— Aim —
Each line containing the word "styles" must be collected.

— Start Source data —

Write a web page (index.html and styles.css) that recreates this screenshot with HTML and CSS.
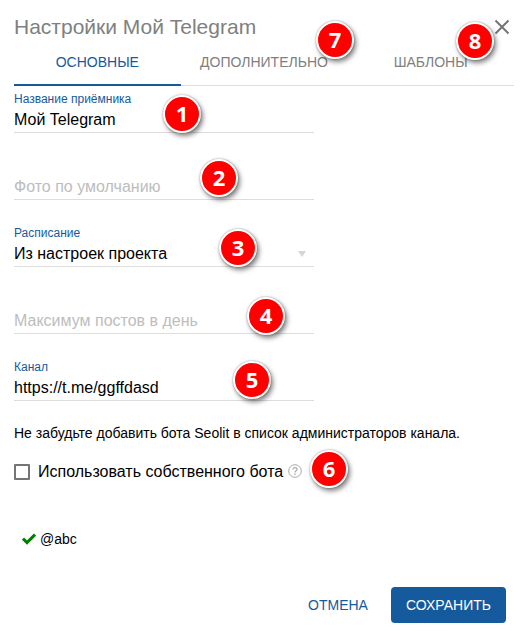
FILE: index.html
```html
<!DOCTYPE html>
<html lang="ru">

<head>
  <meta charset="UTF-8">
  <meta name="viewport" content="width=device-width, initial-scale=1.0">
  <title>Настройки</title>
  <link rel="stylesheet" href="styles.css">
</head>

<body>
  <form class="dialog">
    <!-- Заголовок -->
    <header class="dialog-header">
      <h1 class="dialog-title">Настройки Мой Telegram</h1>
      <button type="button" class="close" aria-label="Закрыть">
        <svg width="16" height="16" viewBox="0 0 16 16" fill="none" stroke="currentColor" stroke-width="2">
          <path d="M1.5 1.5l13 13M14.5 1.5l-13 13" />
        </svg>
      </button>
      <span class="marker marker-close">8</span>
    </header>

    <!-- Вкладки -->
    <nav class="tabs">
      <button type="button" class="tab active">ОСНОВНЫЕ</button>
      <button type="button" class="tab">ДОПОЛНИТЕЛЬНО</button>
      <button type="button" class="tab">ШАБЛОНЫ</button>
      <span class="marker marker-tabs">7</span>
    </nav>

    <!-- Поля -->
    <div class="fields">
      <div class="field">
        <label for="name">Название приёмника</label>
        <input type="text" id="name" value="Мой Telegram">
        <span class="marker marker-name">1</span>
      </div>
      <div class="field">
        <input type="text" id="photo" placeholder="Фото по умолчанию" aria-label="Фото по умолчанию">
        <span class="marker marker-photo">2</span>
      </div>
      <div class="field">
        <label for="schedule">Расписание</label>
        <select id="schedule">
          <option>Из настроек проекта</option>
        </select>
        <svg class="arrow" width="8" height="6" viewBox="0 0 8 6" fill="currentColor">
          <path d="M0 0h8L4 6z" />
        </svg>
        <span class="marker marker-schedule">3</span>
      </div>
      <div class="field">
        <input type="text" id="limit" placeholder="Максимум постов в день" aria-label="Максимум постов в день">
        <span class="marker marker-limit">4</span>
      </div>
      <div class="field">
        <label for="channel">Канал</label>
        <input type="text" id="channel" value="https://t.me/ggffdasd">
        <span class="marker marker-channel">5</span>
      </div>
    </div>

    <p class="note">Не забудьте добавить бота Seolit в список администраторов канала.</p>

    <div class="own-bot">
      <input type="checkbox" id="own-bot">
      <label for="own-bot">Использовать собственного бота</label>
      <svg class="help" width="14" height="14" viewBox="0 0 14 14" fill="none" stroke="currentColor">
        <circle cx="7" cy="7" r="6.3" />
        <path d="M5 5.6C5 4.3 5.8 3.6 7 3.6s2 .7 2 1.8C9 6.7 7 6.9 7 8.5" stroke-width="1.2" />
        <path d="M7 9.6v1.3" stroke-width="1.3" />
      </svg>
      <span class="marker marker-bot">6</span>
    </div>

    <div class="account">
      <svg width="14" height="12" viewBox="0 0 14 12" fill="none" stroke="currentColor" stroke-width="3">
        <path d="M1 5.6l4 4L13 1.6" />
      </svg>
      <span>@abc</span>
    </div>

    <!-- Кнопки -->
    <footer class="actions">
      <button type="button" class="btn">ОТМЕНА</button>
      <button type="submit" class="btn btn-primary">СОХРАНИТЬ</button>
    </footer>
  </form>
</body>

</html>
```

FILE: styles.css
```css
* {
  box-sizing: border-box;
}

body {
  margin: 0;
  background: #fff;
  color: #000;
  font-family: "Liberation Sans", Arial, sans-serif;
  font-size: 14px;
}

button,
input,
select {
  font: inherit;
  color: inherit;
}

button {
  padding: 0;
  border: none;
  background: none;
  cursor: pointer;
}

.dialog {
  padding: 14px;
}

.dialog-header {
  position: relative;
  display: flex;
  justify-content: space-between;
  align-items: center;
  height: 26px;
}

.dialog-title {
  margin: 0;
  font-size: 21px;
  font-weight: normal;
  line-height: 26px;
  color: #808080;
}

.close {
  display: flex;
  padding: 4px;
  color: #757575;
}

/* Вкладки */
.tabs {
  position: relative;
  display: grid;
  grid-template-columns: repeat(3, 1fr);
  height: 46px;
  border-bottom: 1px solid #ddd;
}

.tab {
  height: 46px;
  border-bottom: 2px solid transparent;
  color: #808080;
}

.tab.active {
  border-bottom-color: #155a9c;
  color: #155a9c;
}

/* Поля */
.fields {
  display: grid;
  gap: 20px;
  max-width: 300px;
}

.field {
  position: relative;
  display: flex;
  flex-direction: column;
  justify-content: flex-end;
  height: 47px;
}

.field label {
  font-size: 12px;
  line-height: 15px;
  color: #155a9c;
}

.field input,
.field select {
  width: 100%;
  height: 26px;
  padding: 0;
  border: none;
  border-bottom: 1px solid #ddd;
  border-radius: 0;
  background: none;
  font-size: 16px;
  outline: none;
  appearance: none;
}

.field input::placeholder {
  color: #bdbdbd;
}

.arrow {
  position: absolute;
  right: 8px;
  bottom: 10px;
  color: #d5d5d5;
}

.note {
  margin: 23px 0 20px;
  line-height: 18px;
}

.own-bot {
  position: relative;
  display: flex;
  align-items: center;
  height: 20px;
  font-size: 16px;
}

.own-bot input {
  width: 16px;
  height: 16px;
  margin: 0 8px 0 0;
  border: 2px solid #757575;
  border-radius: 1px;
  appearance: none;
}

.own-bot input:checked {
  background: #155a9c;
}

.help {
  margin: 0 0 2px 5px;
  color: #aaa;
}

.account {
  display: flex;
  align-items: center;
  gap: 4px;
  margin-top: 48px;
  padding-left: 8px;
  line-height: 18px;
}

.account svg {
  color: #008000;
}

.actions {
  display: flex;
  justify-content: flex-end;
  gap: 8px;
  margin-top: 39px;
  padding-right: 8px;
}

.btn {
  height: 36px;
  padding: 0 15px;
  border-radius: 4px;
  color: #155a9c;
}

.btn-primary {
  background: #155a9c;
  color: #fff;
}

/* Номера подсказок */
.marker {
  position: absolute;
  width: 38px;
  height: 38px;
  border: 2px solid #fff;
  border-radius: 50%;
  background: #f00;
  box-shadow: 2px 3px 5px rgba(0, 0, 0, 0.5), 0 0 2px rgba(0, 0, 0, 0.4);
  color: #fff;
  font-family: "Open Sans", sans-serif;
  font-size: 22px;
  font-weight: bold;
  line-height: 32px;
  text-align: center;
  z-index: 1;
}

.marker-name {
  left: 149px;
  top: 9px;
}

.marker-photo {
  left: 186px;
  top: 6px;
}

.marker-schedule {
  left: 205px;
  top: 9px;
}

.marker-limit {
  left: 233px;
  top: 10px;
}

.marker-channel {
  left: 219px;
  top: 7px;
}

.marker-bot {
  left: 296px;
  top: -12px;
}

.marker-tabs {
  left: 302px;
  top: -19px;
}

.marker-close {
  right: 20px;
  top: 8px;
}
```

— End Source data —

— Task response —
Write a web page (index.html and styles.css) that recreates this screenshot with HTML and CSS.
  <link rel="stylesheet" href="styles.css">
FILE: styles.css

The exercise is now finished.